→ Exercise aim
Collect from the data below each line with "styles".

→ Dataset content
# # # #
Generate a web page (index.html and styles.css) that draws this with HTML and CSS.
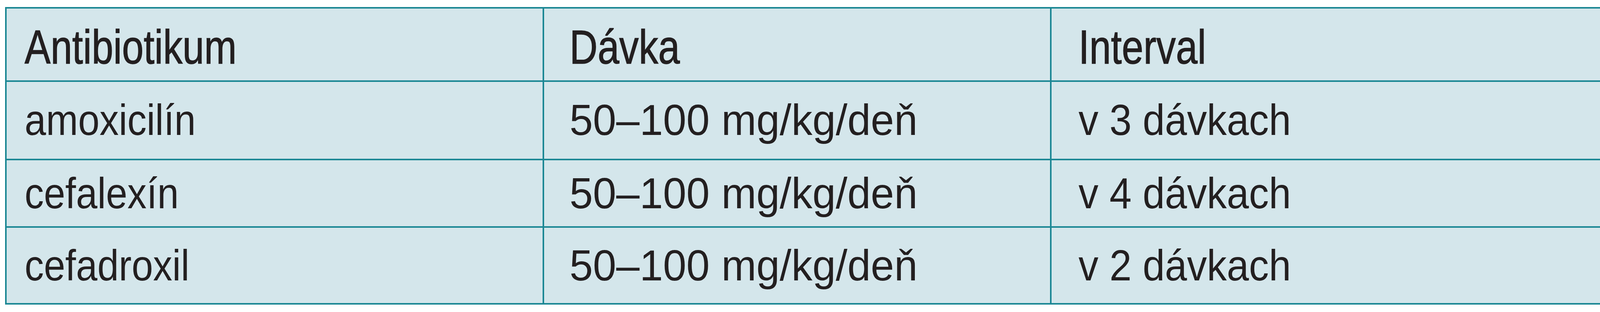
FILE: index.html
```html
<!DOCTYPE html>
<html lang="sk">
<head>
<meta charset="utf-8">
<title>Antibiotiká</title>
<link rel="stylesheet" href="styles.css">
</head>
<body>
<div class="dose-table" role="table">
  <div class="cell head c1" role="columnheader"><span class="txt">Antibiotikum</span></div>
  <div class="cell head c2" role="columnheader"><span class="txt">Dávka</span></div>
  <div class="cell head c3" role="columnheader"><span class="txt">Interval</span></div>

  <div class="cell body r1 c1" role="cell"><span class="txt">amoxicilín</span></div>
  <div class="cell body r1 c2" role="cell"><span class="txt">50–100 mg/kg/deň</span></div>
  <div class="cell body r1 c3" role="cell"><span class="txt">v 3 dávkach</span></div>

  <div class="cell body r2 c1" role="cell"><span class="txt">cefalexín</span></div>
  <div class="cell body r2 c2" role="cell"><span class="txt">50–100 mg/kg/deň</span></div>
  <div class="cell body r2 c3" role="cell"><span class="txt">v 4 dávkach</span></div>

  <div class="cell body r3 c1" role="cell"><span class="txt">cefadroxil</span></div>
  <div class="cell body r3 c2" role="cell"><span class="txt">50–100 mg/kg/deň</span></div>
  <div class="cell body r3 c3" role="cell"><span class="txt">v 2 dávkach</span></div>
</div>
</body>
</html>
```

FILE: styles.css
```css
html, body {
  margin: 0;
  padding: 0;
  background: #ffffff;
}

.dose-table {
  margin: 18px 0 0 13px;
  width: 4092px;
  box-sizing: border-box;
  display: grid;
  grid-template-columns: 1372px 1295px 1409px;
  grid-template-rows: 184px 197px 169px 193px;
  gap: 4px;
  padding: 4px;
  background: #1b8794;
}

.cell {
  background: #d4e6eb;
  color: #231f20;
  box-sizing: border-box;
  white-space: nowrap;
  overflow: hidden;
  font-family: "Liberation Sans", Arial, sans-serif;
  font-weight: 400;
}

.txt {
  display: inline-block;
  transform-origin: 0 50%;
}

/* header row: slightly heavier condensed grotesque */
.head {
  font-size: 123px;
  line-height: 123px;
  padding-top: 37px;
  -webkit-text-stroke: 1.5px #231f20;
}
.head .txt { transform: scaleX(0.81); }

/* body rows */
.body {
  font-size: 112px;
  line-height: 112px;
}
.body.c1 .txt { transform: scaleX(0.88); }
.body.c2 .txt { transform: scaleX(0.96); }
.body.c3 .txt { transform: scaleX(0.91); }

.r1 { padding-top: 42px; }
.r2 { padding-top: 29px; }
.r3 { padding-top: 41px; }

.c1 { padding-left: 46px; }
.c2 { padding-left: 65px; }
.c3 { padding-left: 69px; }
```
# # # #
→ The completed task
Generate a web page (index.html and styles.css) that draws this with HTML and CSS.
<link rel="stylesheet" href="styles.css">
FILE: styles.css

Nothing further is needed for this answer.